◆ **What you need to do**
Set out every line bearing the string "TypeScript".

◆ **Record extracts**
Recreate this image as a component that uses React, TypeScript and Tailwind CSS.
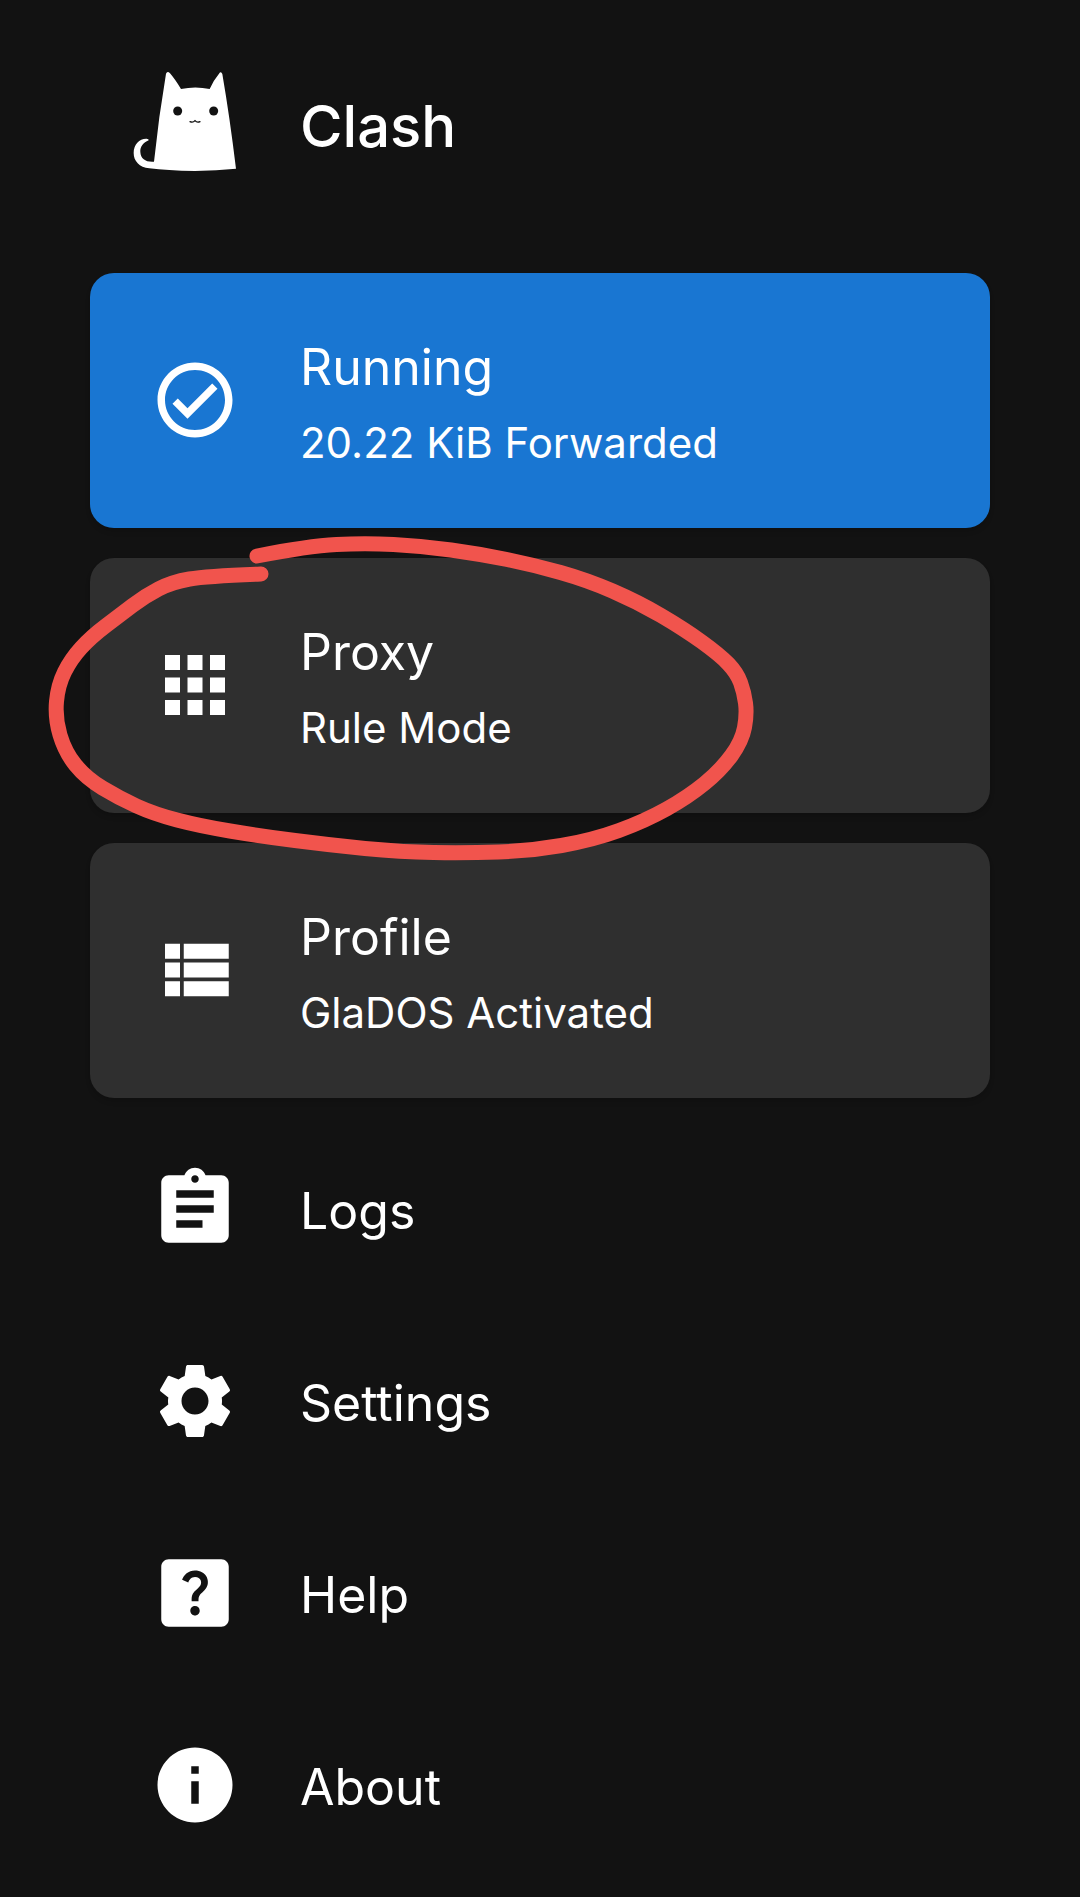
* * *
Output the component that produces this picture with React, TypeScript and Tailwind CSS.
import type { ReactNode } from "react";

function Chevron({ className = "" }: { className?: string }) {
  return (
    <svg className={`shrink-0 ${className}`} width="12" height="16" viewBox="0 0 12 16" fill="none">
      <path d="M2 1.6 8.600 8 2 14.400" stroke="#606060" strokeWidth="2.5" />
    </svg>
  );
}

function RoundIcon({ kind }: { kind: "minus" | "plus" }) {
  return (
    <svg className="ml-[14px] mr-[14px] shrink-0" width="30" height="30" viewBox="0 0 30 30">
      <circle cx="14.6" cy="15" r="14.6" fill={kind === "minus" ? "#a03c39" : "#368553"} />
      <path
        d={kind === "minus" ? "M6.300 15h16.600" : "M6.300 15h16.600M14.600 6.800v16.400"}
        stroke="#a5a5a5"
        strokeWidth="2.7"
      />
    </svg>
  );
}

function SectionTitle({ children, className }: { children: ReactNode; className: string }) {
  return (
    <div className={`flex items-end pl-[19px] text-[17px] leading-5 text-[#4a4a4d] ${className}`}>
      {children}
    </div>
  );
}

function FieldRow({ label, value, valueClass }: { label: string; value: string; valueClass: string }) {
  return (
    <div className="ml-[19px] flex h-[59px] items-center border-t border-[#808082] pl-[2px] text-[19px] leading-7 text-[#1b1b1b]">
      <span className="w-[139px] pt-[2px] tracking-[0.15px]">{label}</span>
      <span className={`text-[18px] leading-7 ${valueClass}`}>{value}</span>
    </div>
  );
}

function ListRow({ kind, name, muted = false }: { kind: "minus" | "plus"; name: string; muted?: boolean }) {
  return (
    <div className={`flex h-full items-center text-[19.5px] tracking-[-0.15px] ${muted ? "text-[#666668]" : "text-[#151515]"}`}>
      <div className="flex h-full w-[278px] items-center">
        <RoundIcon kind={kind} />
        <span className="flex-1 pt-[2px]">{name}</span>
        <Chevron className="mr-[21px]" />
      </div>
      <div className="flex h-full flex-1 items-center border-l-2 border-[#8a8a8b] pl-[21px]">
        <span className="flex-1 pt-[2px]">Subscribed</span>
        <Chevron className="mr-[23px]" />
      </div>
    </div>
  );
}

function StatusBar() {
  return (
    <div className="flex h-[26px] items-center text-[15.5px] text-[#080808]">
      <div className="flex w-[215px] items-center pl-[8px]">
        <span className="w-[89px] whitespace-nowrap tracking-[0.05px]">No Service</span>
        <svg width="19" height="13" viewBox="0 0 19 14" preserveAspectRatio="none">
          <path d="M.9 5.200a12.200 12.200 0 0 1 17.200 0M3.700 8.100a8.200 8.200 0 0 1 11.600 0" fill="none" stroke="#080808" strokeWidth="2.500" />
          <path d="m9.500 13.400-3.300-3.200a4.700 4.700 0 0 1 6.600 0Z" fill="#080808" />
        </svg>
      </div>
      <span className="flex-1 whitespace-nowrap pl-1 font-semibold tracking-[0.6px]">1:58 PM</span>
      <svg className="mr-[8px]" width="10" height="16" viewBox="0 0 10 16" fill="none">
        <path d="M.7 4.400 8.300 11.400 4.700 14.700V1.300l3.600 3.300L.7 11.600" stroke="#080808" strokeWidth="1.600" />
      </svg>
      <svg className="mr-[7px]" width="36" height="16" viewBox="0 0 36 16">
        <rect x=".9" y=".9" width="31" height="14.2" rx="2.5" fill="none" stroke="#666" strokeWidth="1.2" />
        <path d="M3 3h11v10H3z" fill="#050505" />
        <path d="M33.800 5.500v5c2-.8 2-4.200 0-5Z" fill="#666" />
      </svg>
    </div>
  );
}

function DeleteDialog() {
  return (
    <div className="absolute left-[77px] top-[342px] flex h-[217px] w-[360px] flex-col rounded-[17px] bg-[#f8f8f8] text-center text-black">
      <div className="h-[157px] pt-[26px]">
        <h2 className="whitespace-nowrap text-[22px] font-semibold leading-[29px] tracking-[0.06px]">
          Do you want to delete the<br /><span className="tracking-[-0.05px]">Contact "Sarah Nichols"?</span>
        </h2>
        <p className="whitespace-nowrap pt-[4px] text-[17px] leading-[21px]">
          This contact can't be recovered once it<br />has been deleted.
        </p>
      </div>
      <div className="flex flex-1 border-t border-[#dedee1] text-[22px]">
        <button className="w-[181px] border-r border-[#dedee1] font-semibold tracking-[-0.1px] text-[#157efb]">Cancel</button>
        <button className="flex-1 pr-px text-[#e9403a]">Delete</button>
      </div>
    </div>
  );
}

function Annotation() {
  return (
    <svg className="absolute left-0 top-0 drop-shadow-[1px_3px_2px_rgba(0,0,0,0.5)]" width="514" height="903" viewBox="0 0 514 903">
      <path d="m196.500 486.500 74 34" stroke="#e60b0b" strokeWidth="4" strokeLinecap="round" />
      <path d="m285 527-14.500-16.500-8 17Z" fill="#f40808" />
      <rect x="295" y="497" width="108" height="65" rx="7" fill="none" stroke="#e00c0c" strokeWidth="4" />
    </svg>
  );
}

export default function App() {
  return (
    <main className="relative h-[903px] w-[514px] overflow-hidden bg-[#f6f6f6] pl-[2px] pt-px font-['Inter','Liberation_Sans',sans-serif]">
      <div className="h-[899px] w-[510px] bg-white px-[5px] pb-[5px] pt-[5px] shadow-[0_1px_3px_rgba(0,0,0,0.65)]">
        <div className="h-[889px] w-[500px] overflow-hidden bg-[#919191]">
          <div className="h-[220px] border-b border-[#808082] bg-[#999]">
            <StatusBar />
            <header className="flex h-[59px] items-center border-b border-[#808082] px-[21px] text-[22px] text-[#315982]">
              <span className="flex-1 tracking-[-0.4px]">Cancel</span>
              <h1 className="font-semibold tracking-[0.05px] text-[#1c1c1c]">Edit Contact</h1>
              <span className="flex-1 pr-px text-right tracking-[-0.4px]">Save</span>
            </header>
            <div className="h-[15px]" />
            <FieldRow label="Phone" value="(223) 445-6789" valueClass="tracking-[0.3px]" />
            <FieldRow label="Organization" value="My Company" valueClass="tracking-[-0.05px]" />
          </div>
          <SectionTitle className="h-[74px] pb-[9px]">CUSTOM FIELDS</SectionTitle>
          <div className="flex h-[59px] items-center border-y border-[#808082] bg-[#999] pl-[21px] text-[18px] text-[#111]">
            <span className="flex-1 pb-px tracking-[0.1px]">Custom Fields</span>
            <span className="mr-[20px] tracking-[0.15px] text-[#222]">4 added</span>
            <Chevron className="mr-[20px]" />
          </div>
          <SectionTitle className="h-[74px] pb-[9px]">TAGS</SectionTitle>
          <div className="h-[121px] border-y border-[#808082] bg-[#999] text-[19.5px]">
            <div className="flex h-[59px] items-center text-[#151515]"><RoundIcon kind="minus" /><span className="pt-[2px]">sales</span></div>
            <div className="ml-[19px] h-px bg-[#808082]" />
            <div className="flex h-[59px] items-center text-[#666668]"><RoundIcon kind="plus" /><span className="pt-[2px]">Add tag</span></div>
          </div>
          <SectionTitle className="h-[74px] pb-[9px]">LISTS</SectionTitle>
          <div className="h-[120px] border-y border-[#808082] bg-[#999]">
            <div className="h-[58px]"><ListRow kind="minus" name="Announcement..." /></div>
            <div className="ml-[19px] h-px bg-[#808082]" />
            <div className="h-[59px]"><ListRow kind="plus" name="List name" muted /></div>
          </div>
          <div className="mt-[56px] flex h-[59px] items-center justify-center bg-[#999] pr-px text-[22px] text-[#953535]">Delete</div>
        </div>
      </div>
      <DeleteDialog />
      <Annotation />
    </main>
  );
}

◆ **The reply**
Recreate this image as a component that uses React, TypeScript and Tailwind CSS.
Output the component that produces this picture with React, TypeScript and Tailwind CSS.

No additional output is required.